For the Socialist Party, in disarray after revelations about Mr Mitterrand's past under the collaborationist Vichy regime during the Second World War, the fissures in the UDF brought some small comfort. Jean-Pierre Soisson, a centrist minister in Mr Barre's government and also in the last Socialist government - a position which earned him the odium of much of the right - called on Mr Barre yesterday 'to follow his logic to the end. For the moment he is a candidate for the debate. I think he should be a candidate for the presidency.'

This brought a reaction from Herve de Charette, the UDF Housing Minister and perhaps Mr Giscard d'Estaing's most fervent disciple. Mr de Charette said the former president was 'the best and the most experienced' figure in the UDF which needed a candidate 'with personal standing, a policy and the support of public opinion'.
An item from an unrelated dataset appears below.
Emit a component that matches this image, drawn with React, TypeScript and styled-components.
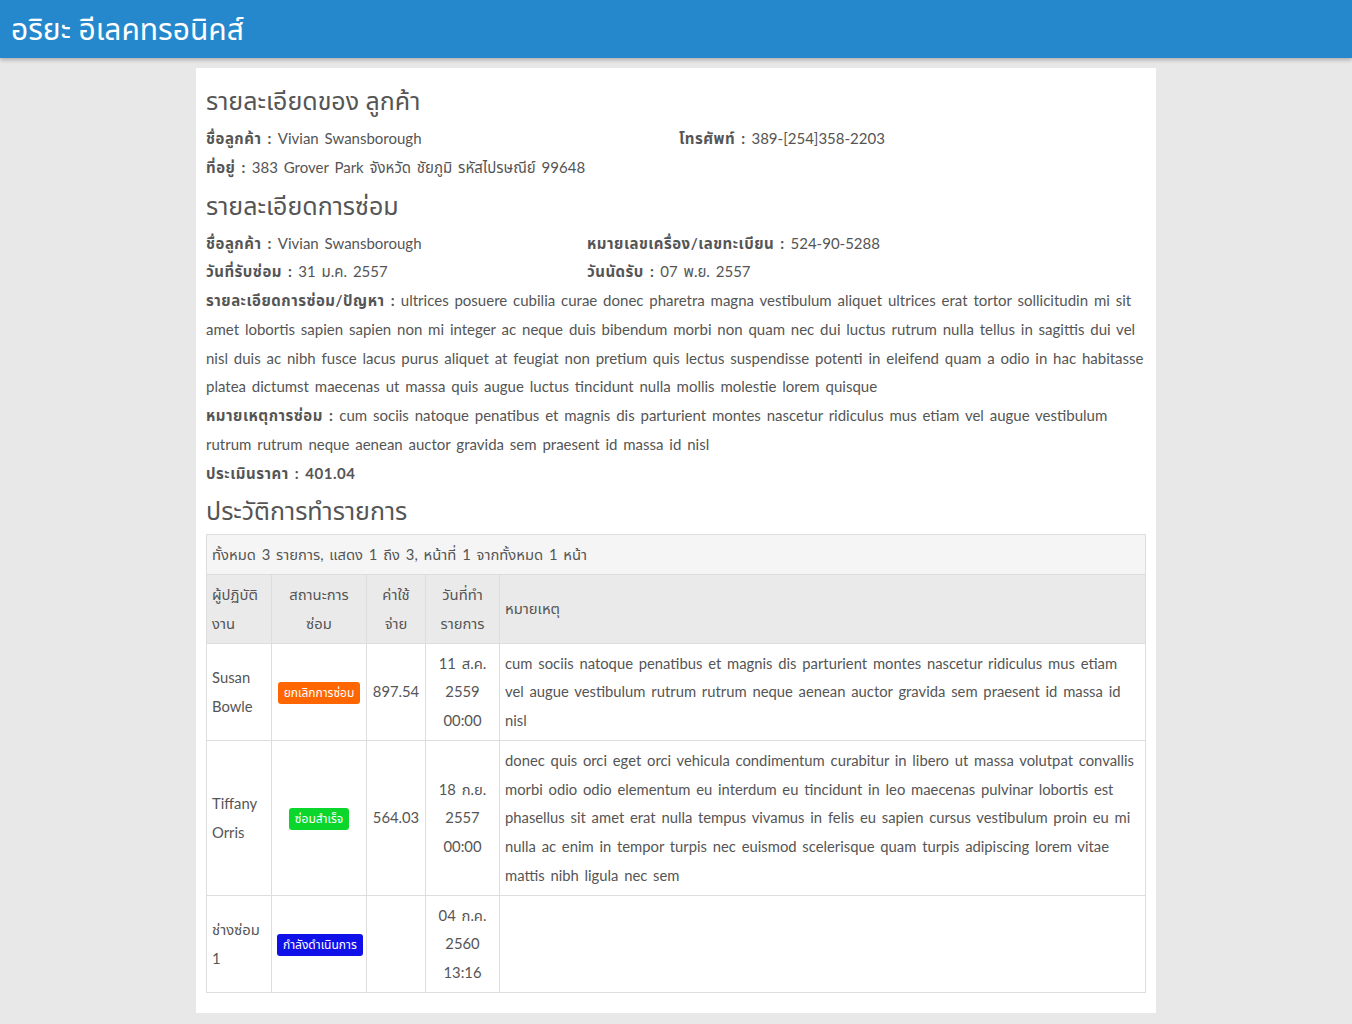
import styled, { createGlobalStyle } from 'styled-components';

// ─── Global ──────────────────────────────────────────────────────────────────

const GlobalStyle = createGlobalStyle`
  * { box-sizing: border-box; }
  body {
    margin: 0;
    background: #e8e8e8;
    font-family: Lato, 'Noto Sans Thai', 'Noto Sans', sans-serif;
    color: #555;
    font-size: 15px;
    word-spacing: 2px;
  }
`;

// ─── Layout ──────────────────────────────────────────────────────────────────

const TopBar = styled.header`
  height: 58px;
  background: #2588cc;
  box-shadow: 0 2px 4px rgba(0, 0, 0, 0.25);
  display: flex;
  align-items: center;
  padding: 4px 11px 0;
`;

const Brand = styled.h1`
  margin: 0;
  font-size: 30px;
  font-weight: 400;
  color: #fff;
  word-spacing: 0;
`;

const Page = styled.main`
  width: 960px;
  margin: 10px auto 0;
  background: #fff;
  padding: 9px 10px 20px;
`;

const SectionTitle = styled.h2`
  margin: 3px 0 4px;
  font-size: 25px;
  font-weight: 400;
  line-height: 40px;
  color: #555;
  word-spacing: 0;
`;

const InfoGrid = styled.div<{ $split: string }>`
  display: grid;
  grid-template-columns: ${({ $split }) => $split};
`;

const Line = styled.div<{ $full?: boolean }>`
  line-height: 28.75px;
  ${({ $full }) => ($full ? 'grid-column: 1 / -1;' : '')}
`;

const Label = styled.b`
  font-weight: 700;
  letter-spacing: 0.5px;
  color: #555;
`;

// ─── Table ───────────────────────────────────────────────────────────────────

const Table = styled.table`
  width: 100%;
  table-layout: fixed;
  border-collapse: collapse;
  border: 1px solid #ddd;
  font-size: 14.8px;
  line-height: 28.75px;
`;

const Col = styled.col<{ $w?: number }>`
  ${({ $w }) => ($w ? `width: ${$w}px;` : '')}
`;

const Caption = styled.td`
  background: #f5f5f5;
  padding: 5px 5px;
  border: 1px solid #ddd;
`;

const Th = styled.th<{ $center?: boolean }>`
  background: #eaeaea;
  font-weight: 400;
  text-align: ${({ $center }) => ($center ? 'center' : 'left')};
  padding: 5px 5px;
  border: 1px solid #ddd;
`;

const Td = styled.td<{ $center?: boolean }>`
  padding: 5px 5px;
  border: 1px solid #ddd;
  vertical-align: middle;
  text-align: ${({ $center }) => ($center ? 'center' : 'left')};
`;

const Badge = styled.span<{ $bg: string }>`
  display: inline-block;
  background: ${({ $bg }) => $bg};
  color: #fff;
  font-size: 12px;
  line-height: 22px;
  padding: 0 6px;
  border-radius: 3px;
  white-space: nowrap;
  word-spacing: 0;
`;

type Row = {
  who: string[];
  status: string;
  color: string;
  cost: string;
  date: string[];
  note: string;
};

const rows: Row[] = [
  {
    who: ['Susan', 'Bowle'],
    status: 'ยกเลิกการซ่อม',
    color: '#ff6600',
    cost: '897.54',
    date: ['11 ส.ค.', '2559', '00:00'],
    note: 'cum sociis natoque penatibus et magnis dis parturient montes nascetur ridiculus mus etiam vel augue vestibulum rutrum rutrum neque aenean auctor gravida sem praesent id massa id nisl',
  },
  {
    who: ['Tiffany', 'Orris'],
    status: 'ซ่อมสำเร็จ',
    color: '#0bd62b',
    cost: '564.03',
    date: ['18 ก.ย.', '2557', '00:00'],
    note: 'donec quis orci eget orci vehicula condimentum curabitur in libero ut massa volutpat convallis morbi odio odio elementum eu interdum eu tincidunt in leo maecenas pulvinar lobortis est phasellus sit amet erat nulla tempus vivamus in felis eu sapien cursus vestibulum proin eu mi nulla ac enim in tempor turpis nec euismod scelerisque quam turpis adipiscing lorem vitae mattis nibh ligula nec sem',
  },
  {
    who: ['ช่างซ่อม', '1'],
    status: 'กำลังดำเนินการ',
    color: '#1010e8',
    cost: '',
    date: ['04 ก.ค.', '2560', '13:16'],
    note: '',
  },
];

const stack = (parts: string[]) =>
  parts.map((p, i) => (
    <span key={i}>
      {p}
      {i < parts.length - 1 && <br />}
    </span>
  ));

export default function App() {
  return (
    <>
      <GlobalStyle />
      <TopBar>
        <Brand>อริยะ อีเลคทรอนิคส์</Brand>
      </TopBar>

      <Page>
        <SectionTitle>รายละเอียดของ ลูกค้า</SectionTitle>
        <InfoGrid $split="473px 1fr">
          <Line><Label>ชื่อลูกค้า :</Label> Vivian Swansborough</Line>
          <Line><Label>โทรศัพท์ :</Label> 389-[254]358-2203</Line>
          <Line $full><Label>ที่อยู่ :</Label> 383 Grover Park จังหวัด ชัยภูมิ รหัสไปรษณีย์ 99648</Line>
        </InfoGrid>

        <SectionTitle>รายละเอียดการซ่อม</SectionTitle>
        <InfoGrid $split="381px 1fr">
          <Line><Label>ชื่อลูกค้า :</Label> Vivian Swansborough</Line>
          <Line><Label>หมายเลขเครื่อง/เลขทะเบียน :</Label> 524-90-5288</Line>
          <Line><Label>วันที่รับซ่อม :</Label> 31 ม.ค. 2557</Line>
          <Line><Label>วันนัดรับ :</Label> 07 พ.ย. 2557</Line>
          <Line $full>
            <Label>รายละเอียดการซ่อม/ปัญหา :</Label> ultrices posuere cubilia curae donec pharetra magna vestibulum aliquet ultrices erat tortor sollicitudin mi sit amet lobortis sapien sapien non mi integer ac neque duis bibendum morbi non quam nec dui luctus rutrum nulla tellus in sagittis dui vel nisl duis ac nibh fusce lacus purus aliquet at feugiat non pretium quis lectus suspendisse potenti in eleifend quam a odio in hac habitasse platea dictumst maecenas ut massa quis augue luctus tincidunt nulla mollis molestie lorem quisque
          </Line>
          <Line $full>
            <Label>หมายเหตุการซ่อม :</Label> cum sociis natoque penatibus et magnis dis parturient montes nascetur ridiculus mus etiam vel augue vestibulum rutrum rutrum neque aenean auctor gravida sem praesent id massa id nisl
          </Line>
          <Line $full><Label>ประเมินราคา : 401.04</Label></Line>
        </InfoGrid>

        <SectionTitle>ประวัติการทำรายการ</SectionTitle>
        <Table>
          <colgroup>
            <Col $w={65} />
            <Col $w={95} />
            <Col $w={59} />
            <Col $w={74} />
            <Col />
          </colgroup>
          <tbody>
            <tr>
              <Caption colSpan={5}>ทั้งหมด 3 รายการ, แสดง 1 ถึง 3, หน้าที่ 1 จากทั้งหมด 1 หน้า</Caption>
            </tr>
            <tr>
              <Th>ผู้ปฏิบัติ<br />งาน</Th>
              <Th $center>สถานะการ<br />ซ่อม</Th>
              <Th $center>ค่าใช้<br />จ่าย</Th>
              <Th $center>วันที่ทำ<br />รายการ</Th>
              <Th>หมายเหตุ</Th>
            </tr>
            {rows.map((r, i) => (
              <tr key={i}>
                <Td>{stack(r.who)}</Td>
                <Td $center><Badge $bg={r.color}>{r.status}</Badge></Td>
                <Td $center>{r.cost}</Td>
                <Td $center>{stack(r.date)}</Td>
                <Td>{r.note}</Td>
              </tr>
            ))}
          </tbody>
        </Table>
      </Page>
    </>
  );
}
Francois Leotard the UDF Defence Minister, an open supporter of a single Balladur candidature to unite the two conservative coalition partners, said he did not see 'why or how the UDF could ratify the candidature' of Mr Barre, who had 'always cultivated with care and consistency, his distance' from the party's mainstream.

An opinion poll published in Paris Match yesterday put Mr Balladur top of the field with 52 per cent of positive opinions. Mr Delors had 45 per cent and Mr Chirac 37 while Mr Barre took 34 to Mr Giscard d'Estaing's 32.